§ GIVEN DATA:
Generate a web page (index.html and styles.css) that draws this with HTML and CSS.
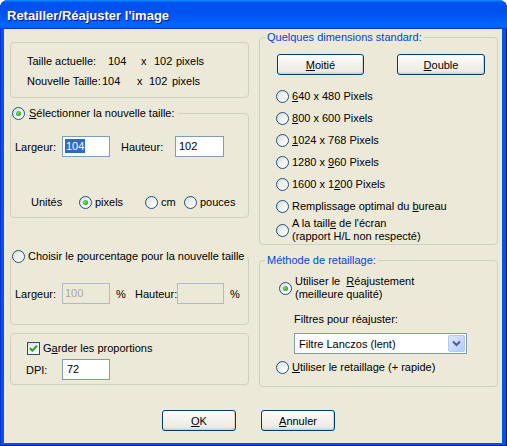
FILE: index.html
```html
<!DOCTYPE html>
<html lang="fr">
<head>
<meta charset="utf-8">
<title>Retailler/Réajuster l'image</title>
<link rel="stylesheet" href="styles.css">
</head>
<body>
<div class="window">
  <div class="titlebar"><span class="title">Retailler/Réajuster l'image</span></div>
  <div class="client">
    <div class="columns">
      <div class="col">
        <div class="box info">
          <div class="info-line">
            <span class="c-lbl1">Taille actuelle:</span><span class="c-n1a">104</span><span class="c-xa">x</span><span class="c-n2a">102</span><span>pixels</span>
          </div>
          <div class="info-line">
            <span class="c-lbl2">Nouvelle Taille:</span><span class="c-n1b">104</span><span class="c-xb">x</span><span class="c-n2b">102</span><span>pixels</span>
          </div>
        </div>

        <div class="box g-select">
          <div class="legend legend-ctl"><span class="radio on"></span><span><u>S</u>électionner la nouvelle taille:</span></div>
          <div class="fieldrow row-size">
            <span class="lbl-larg">Largeur:</span>
            <div class="field w48"><span class="sel">104</span></div>
            <span class="lbl-haut">Hauteur:</span>
            <div class="field w49">102</div>
          </div>
          <div class="units">
            <span class="lbl-units">Unités</span>
            <span class="opt opt-px"><span class="radio on"></span><span>pixels</span></span>
            <span class="opt opt-cm"><span class="radio"></span><span>cm</span></span>
            <span class="opt"><span class="radio"></span><span>pouces</span></span>
          </div>
        </div>

        <div class="box g-percent">
          <div class="legend legend-ctl tight"><span class="radio"></span><span>Choisir le <u>p</u>ourcentage pour la nouvelle taille</span></div>
          <div class="fieldrow row-pct">
            <span class="lbl-larg">Largeur:</span>
            <div class="field w48 disabled">100</div>
            <span class="pct">%</span>
            <span class="lbl-haut2">Hauteur:</span>
            <div class="field w47 disabled"></div>
            <span class="pct2">%</span>
          </div>
        </div>

        <div class="box g-keep">
          <div class="check-row"><span class="checkbox"><svg width="9" height="9" viewBox="0 0 9 9"><path d="M1 4.2 L3.4 6.6 L8 1.8" fill="none" stroke="#21A121" stroke-width="2"/></svg></span><span>G<u>a</u>rder les proportions</span></div>
          <div class="fieldrow row-dpi">
            <span class="lbl-dpi">DPI:</span>
            <div class="field w48 pad3">72</div>
          </div>
        </div>
      </div>

      <div class="col">
        <div class="box g-standard">
          <div class="legend legend-blue">Quelques dimensions standard:</div>
          <div class="btn-row">
            <button class="btn b-half"><u>M</u>oitié</button>
            <button class="btn b-double"><u>D</u>ouble</button>
          </div>
          <div class="radio-list">
            <div class="ropt"><span class="radio"></span><span><u>6</u>40 x 480 Pixels</span></div>
            <div class="ropt"><span class="radio"></span><span><u>8</u>00 x 600 Pixels</span></div>
            <div class="ropt"><span class="radio"></span><span><u>1</u>024 x 768 Pixels</span></div>
            <div class="ropt"><span class="radio"></span><span>1280 x <u>9</u>60 Pixels</span></div>
            <div class="ropt"><span class="radio"></span><span>1600 x 1<u>2</u>00 Pixels</span></div>
            <div class="ropt"><span class="radio"></span><span>Remplissage optimal du <u>b</u>ureau</span></div>
            <div class="ropt two"><span class="radio"></span><span>A la taill<u>e</u> de l'écran<br>(rapport H/L non respecté)</span></div>
          </div>
        </div>

        <div class="box g-method">
          <div class="legend legend-blue">Méthode de retaillage:</div>
          <div class="ropt two m-resize"><span class="radio on"></span><span>Utiliser le&nbsp; <u>R</u>éajustement<br>(meilleure qualité)</span></div>
          <div class="filters-lbl">Filtres pour réajuster:</div>
          <div class="select">
            <span>Filtre Lanczos (lent)</span>
            <span class="drop"><svg width="9" height="7" viewBox="0 0 9 7"><path d="M1 1.5 L4.5 5 L8 1.5" fill="none" stroke="#4D6185" stroke-width="2"/></svg></span>
          </div>
          <div class="ropt m-fast"><span class="radio"></span><span><u>U</u>tiliser le retaillage (+ rapide)</span></div>
        </div>
      </div>
    </div>

    <div class="actions">
      <button class="btn b-action"><u>O</u>K</button>
      <button class="btn b-action"><u>A</u>nnuler</button>
    </div>
  </div>
</div>
</body>
</html>
```

FILE: styles.css
```css
* { box-sizing: border-box; }

html, body {
  margin: 0;
  padding: 0;
  background: #ffffff;
}

body {
  font: 11px "Liberation Sans", Arial, sans-serif;
  color: #000;
}

u { text-decoration: underline; text-underline-offset: 1px; }

.window {
  width: 507px;
  height: 446px;
  background: #0055E5;
  border-radius: 8px 8px 0 0;
  display: flex;
  flex-direction: column;
  overflow: hidden;
  box-shadow: inset 1px 0 #0831D9, inset -1px -1px #00138C;
}

.titlebar {
  height: 29px;
  flex: none;
  padding: 4px 0 0 7px;
  line-height: 25px;
  border-radius: 8px 8px 0 0;
  background: linear-gradient(to bottom, #0997ff, #0053ee 8%, #0050ee 40%, #0066ff 88%, #0066ff 93%, #005bff 95%, #003dd7 96%, #003dd7);
}

.title {
  font: bold 13px "Liberation Sans", Arial, sans-serif;
  color: #fff;
  text-shadow: 1px 1px #0F1089;
  white-space: nowrap;
}

.client {
  flex: 1;
  margin: 0 5px 3px 4px;
  background: #ECE9D8;
}

.columns {
  display: flex;
  gap: 10px;
  padding-left: 6px;
}

.col {
  width: 239px;
  display: flex;
  flex-direction: column;
}

.box {
  border: 1px solid #D0D0BF;
  border-radius: 4px;
  display: flex;
  flex-direction: column;
}

.legend {
  margin-top: -8px;
  height: 14px;
  line-height: 14px;
  align-self: flex-start;
  background: #ECE9D8;
  display: flex;
  align-items: center;
  white-space: nowrap;
}

.legend-ctl {
  margin-left: 1px;
  gap: 4px;
  padding-right: 3px;
}

.legend-ctl.tight { gap: 3px; }

.legend-blue {
  margin-left: 5px;
  padding: 0 2px;
  color: #0046D5;
}

/* radio & checkbox */
.radio {
  width: 13px;
  height: 13px;
  flex: none;
  border-radius: 50%;
  border: 1px solid #1C5180;
  background: linear-gradient(135deg, #DCDCD7, #ffffff 85%);
  display: inline-flex;
  align-items: center;
  justify-content: center;
}

.radio.on::after {
  content: "";
  width: 5px;
  height: 5px;
  border-radius: 50%;
  background: radial-gradient(circle at 40% 40%, #7BE27A, #21A121 75%);
}

.checkbox {
  width: 13px;
  height: 13px;
  flex: none;
  border: 1px solid #1C5180;
  background: linear-gradient(135deg, #DCDCD7, #ffffff 85%);
  display: inline-flex;
  align-items: center;
  justify-content: center;
}

/* text fields */
.field {
  height: 21px;
  flex: none;
  border: 1px solid #7F9DB9;
  background: #fff;
  padding-left: 2px;
  line-height: 19px;
  white-space: nowrap;
}

.field.pad3 { padding-left: 4px; }
.w47 { width: 47px; }
.w48 { width: 48px; }
.w49 { width: 49px; padding-left: 3px; }

.field.disabled {
  background: #ECE9D8;
  border-color: #AFBCC8;
  color: #ACA899;
}

.sel {
  background: #316AC5;
  color: #fff;
  padding: 1px 1px;
}

.fieldrow {
  display: flex;
  align-items: center;
  height: 21px;
  white-space: nowrap;
}

/* info box */
.info {
  margin-top: 13px;
  height: 56px;
  padding: 8px 0 0 16px;
}

.info-line {
  height: 20px;
  line-height: 20px;
  white-space: nowrap;
  display: flex;
}

.c-lbl1 { width: 81px; flex: none; }
.c-n1a { width: 33px; flex: none; }
.c-xa { width: 13px; flex: none; }
.c-n2a { width: 22px; flex: none; }
.c-lbl2 { width: 75px; flex: none; }
.c-n1b { width: 35px; flex: none; }
.c-xb { width: 12px; flex: none; }
.c-n2b { width: 23px; flex: none; }

/* selection group */
.g-select {
  margin-top: 15px;
  height: 105px;
}

.row-size {
  margin-top: 16px;
  padding-left: 4px;
}

.lbl-larg { width: 47px; flex: none; }
.lbl-haut { width: 54px; flex: none; margin-left: 11px; }

.units {
  margin-top: 38px;
  padding-left: 20px;
  height: 14px;
  display: flex;
  align-items: center;
}

.lbl-units { width: 48px; flex: none; }

.opt {
  display: flex;
  align-items: center;
  gap: 3px;
  flex: none;
}

.opt-px { width: 66px; }
.opt-cm { width: 39px; }

/* percent group */
.g-percent {
  margin-top: 38px;
  height: 69px;
}

.row-pct {
  margin-top: 20px;
  padding-left: 4px;
}

.pct { width: 19px; margin-left: 6px; flex: none; }
.lbl-haut2 { width: 42px; flex: none; }
.pct2 { margin-left: 6px; }

/* keep proportions group */
.g-keep {
  margin-top: 8px;
  height: 52px;
  padding-top: 7px;
}

.check-row {
  height: 14px;
  display: flex;
  align-items: center;
  gap: 3px;
  padding-left: 16px;
}

.row-dpi {
  margin-top: 4px;
  padding-left: 15px;
}

.lbl-dpi { width: 36px; flex: none; }

/* standard dimensions */
.g-standard {
  margin-top: 8px;
  height: 208px;
}

.btn-row {
  margin-top: 10px;
  padding-left: 17px;
  display: flex;
  gap: 33px;
}

.btn {
  height: 21px;
  font: 11px "Liberation Sans", Arial, sans-serif;
  color: #000;
  border: 1px solid #003C74;
  border-radius: 3px;
  background: linear-gradient(to bottom, #ffffff, #F4F3EE 40%, #ECEBE6 85%, #D6D0C5);
  box-shadow: inset -1px -1px #D6D0C5;
  padding: 0;
  text-align: center;
}

.b-half { width: 87px; }
.b-double { width: 88px; }
.b-action { width: 74px; }

.radio-list {
  margin-top: 10px;
  display: flex;
  flex-direction: column;
}

.ropt {
  height: 22px;
  display: flex;
  align-items: center;
  gap: 3px;
  padding-left: 16px;
  white-space: nowrap;
}

.ropt.two {
  height: 26px;
  line-height: 13px;
}

/* method group */
.g-method {
  margin-top: 15px;
  height: 127px;
}

.m-resize {
  margin-top: 8px;
  padding-left: 19px;
}

.filters-lbl {
  margin-top: 12px;
  height: 13px;
  line-height: 13px;
  padding-left: 34px;
}

.select {
  margin-top: 7px;
  margin-left: 34px;
  width: 173px;
  height: 21px;
  border: 1px solid #7F9DB9;
  background: #fff;
  display: flex;
  align-items: center;
  padding-left: 4px;
  padding-right: 1px;
}

.drop {
  margin-left: auto;
  width: 17px;
  height: 17px;
  border: 1px solid #B5C8F2;
  border-radius: 2px;
  background: linear-gradient(135deg, #DDE8FE, #B6CBF7);
  display: flex;
  align-items: center;
  justify-content: center;
}

.m-fast {
  margin-top: 6px;
  height: 14px;
}

/* bottom buttons */
.actions {
  margin-top: 23px;
  padding-left: 158px;
  display: flex;
  gap: 25px;
}
```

§ WHAT THE TASK ASKS: In the lines above, locate the string "styles". Copy every line where it occurs.

§ SOLUTION BELOW:
Generate a web page (index.html and styles.css) that draws this with HTML and CSS.
<link rel="stylesheet" href="styles.css">
FILE: styles.css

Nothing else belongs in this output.